Das 19. Jahrhundert sollte die größten Veränderungen in der Geschichte der Marktes bringen. Es begann mit den Plünderungen durch die Franzosen in den Jahren 1801, 1805 und 1809. 1827 vernichtete ein verheerender Brand 20 Häuser. Infolge der Industrialisierung verfiel die Kleineisenindustrie, die der Konkurrenz der Fabriken nicht gewachsen war. Zahlreiche Hammerwerke wurden in der zweiten Jahrhunderthälfte stillgelegt. Durch die mit öffentlicher Unterstützung errichtete Rohstoff-, Werks- und Verkaufsgenossenschaft konnten sich einige Schmiedemeister halten, manche sogar bis in die Mitte des 20. Jahrhunderts.

Nach der Aufhebung der Grundherrschaft wurde Ybbsitz 1850 autonome Marktgemeinde, die Pfarre verblieb aber weiterhin beim Stift Seitenstetten. Ende des Jahrhunderts ermöglichte der Bau der Bahn von Gstadt nach Ybbsitz den Anschluss an das Verkehrsnetz (1899) und die Versorgung mit Strom durch das gemeindeeigene Elektrizitätswerk in der Noth, das 1900 seinen Betrieb aufnahm.

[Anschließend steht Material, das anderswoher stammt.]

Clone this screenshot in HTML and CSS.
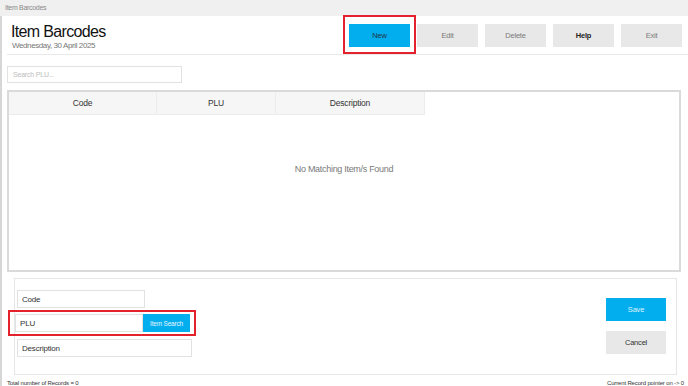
FILE: index.html
```html
<html>
  <head>
    <meta charset="utf-8">
    <link rel="stylesheet" href="styles.css">
    <title>Item Barcodes</title>
  </head>
  <body>
    <div class="titlebar">Item Barcodes</div>

    <div class="window">
      <div class="header">
        <div class="heading">
          <h1>Item Barcodes</h1>
          <div class="date">Wednesday, 30 April 2025</div>
        </div>
        <div class="toolbar">
          <div class="mark"><button class="btn blue">New</button></div>
          <button class="btn grey first">Edit</button>
          <button class="btn grey">Delete</button>
          <button class="btn grey strong">Help</button>
          <button class="btn grey">Exit</button>
        </div>
      </div>

      <input class="search" type="text" placeholder="Search PLU...">

      <div class="grid">
        <div class="gridHead">
          <div class="col c1">Code</div>
          <div class="col c2">PLU</div>
          <div class="col c3">Description</div>
        </div>
        <div class="empty">No Matching Item/s Found</div>
      </div>

      <div class="editor">
        <div class="fields">
          <input class="field code" type="text" placeholder="Code">
          <div class="markRow">
            <input class="field plu" type="text" placeholder="PLU">
            <button class="btn blue small">Item Search</button>
          </div>
          <input class="field desc" type="text" placeholder="Description">
        </div>
        <div class="actions">
          <button class="btn blue light">Save</button>
          <button class="btn grey dark">Cancel</button>
        </div>
      </div>

      <div class="status">
        <span>Total number of Records = 0</span>
        <span>Current Record pointer on -&gt; 0</span>
      </div>
    </div>
  </body>
</html>
```

FILE: styles.css
```css
body {
  margin: 0;
  font-family: 'Liberation Sans', Arial, sans-serif;
  background-color: #fff;
  width: 688px;
  height: 386px;
  overflow: hidden;
}

.titlebar {
  height: 16px;
  line-height: 16px;
  padding-left: 5px;
  background-color: #f0f0f0;
  color: #8a8a8a;
  font-size: 7px;
  letter-spacing: -0.3px;
}

.window {
  border-left: 2px solid #d6d6d6;
  height: 370px;
  padding-left: 5px;
}

/* header */
.header {
  display: flex;
  justify-content: space-between;
  height: 38px;
  border-bottom: 1px solid #e9e9e9;
}

.heading {
  padding-left: 4px;
  padding-top: 7px;
}

h1 {
  margin: 0;
  font-size: 16px;
  font-weight: normal;
  letter-spacing: -0.65px;
  line-height: 18px;
  color: #111;
}

.date {
  margin-left: 1px;
  font-size: 8px;
  letter-spacing: -0.4px;
  color: #777;
}

.toolbar {
  display: flex;
  align-items: flex-start;
  margin-top: -1px;
  padding-right: 6px;
}

.mark {
  border: 2px solid #e3222e;
  padding: 7px 4px 5px 4px;
}

.btn {
  border: 0;
  width: 61px;
  height: 23px;
  padding: 0;
  font-family: inherit;
  font-size: 7.5px;
  letter-spacing: -0.2px;
}

.toolbar .grey {
  margin-top: 9px;
  margin-left: 7px;
}

.toolbar .first {
  margin-left: 1px;
}

.blue {
  background-color: #03aeef;
  color: #1e3444;
}

.grey {
  background-color: #e8e8e8;
  color: #7a7a7a;
}

.strong {
  color: #222;
  font-weight: bold;
}

.light {
  color: #dff4ff;
}

.dark {
  color: #333;
}

/* search + grid */
.search {
  display: block;
  margin-top: 11px;
  width: 175px;
  height: 17px;
  border: 1px solid #e2e2e2;
  padding: 0 0 0 5px;
  font-family: inherit;
  font-size: 7px;
  letter-spacing: -0.2px;
  box-sizing: border-box;
}

.search::placeholder {
  color: #bdbdbd;
}

.grid {
  margin-top: 7px;
  width: 674px;
  height: 182px;
  border: 2px solid #dadada;
  box-sizing: border-box;
}

.gridHead {
  display: flex;
  height: 23px;
}

.col {
  background-color: #f6f6f6;
  border-right: 1px solid #ececec;
  border-bottom: 1px solid #ececec;
  text-align: center;
  line-height: 23px;
  font-size: 8.5px;
  letter-spacing: -0.2px;
  color: #333;
}

.c1 { width: 147px; }
.c2 { width: 118px; }
.c3 { width: 148px; }

.empty {
  padding-top: 49px;
  text-align: center;
  font-size: 9px;
  letter-spacing: -0.3px;
  color: #7a7a7a;
}

/* editor */
.editor {
  display: flex;
  justify-content: space-between;
  margin-top: 6px;
  margin-left: 7px;
  width: 663px;
  height: 97px;
  border: 1px solid #e6e6e6;
  box-sizing: border-box;
}

.fields {
  display: flex;
  flex-direction: column;
  align-items: flex-start;
  padding-top: 11px;
  padding-left: 2px;
}

.field {
  height: 18px;
  border: 1px solid #e2e2e2;
  padding: 0 0 0 4px;
  font-family: inherit;
  font-size: 8px;
  letter-spacing: -0.2px;
  box-sizing: border-box;
}

.field::placeholder {
  color: #333;
}

.code { width: 128px; }
.plu { width: 128px; }
.desc { width: 175px; margin-top: 3px; }

.markRow {
  display: flex;
  margin-top: 2px;
  margin-left: -9px;
  border: 2px solid #e3222e;
  padding: 2px 4px 2px 5px;
}

.small {
  width: 47px;
  height: 18px;
  font-size: 6.5px;
  color: #e6f6ff;
}

.actions {
  display: flex;
  flex-direction: column;
  gap: 10px;
  padding-top: 19px;
  padding-right: 10px;
}

.actions .btn {
  width: 60px;
}

/* footer */
.status {
  display: flex;
  justify-content: space-between;
  padding-top: 5px;
  padding-right: 4px;
  font-size: 6px;
  letter-spacing: -0.15px;
  color: #333;
}
```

In jüngster Zeit konnte sich Ybbsitz durch verstärkte Wiederbelebung der alten Schmiedetradition einen Namen als lebendige, innovative Metallwerkstätte machen. Als Sitz des derzeit neun Gemeinden umfassenden „Rings der europäischen Schmiedestädte" gelang es Ybbsitz, sich auch europaweit als Kompetenzzentrum der Metallbearbeitung zu positionieren.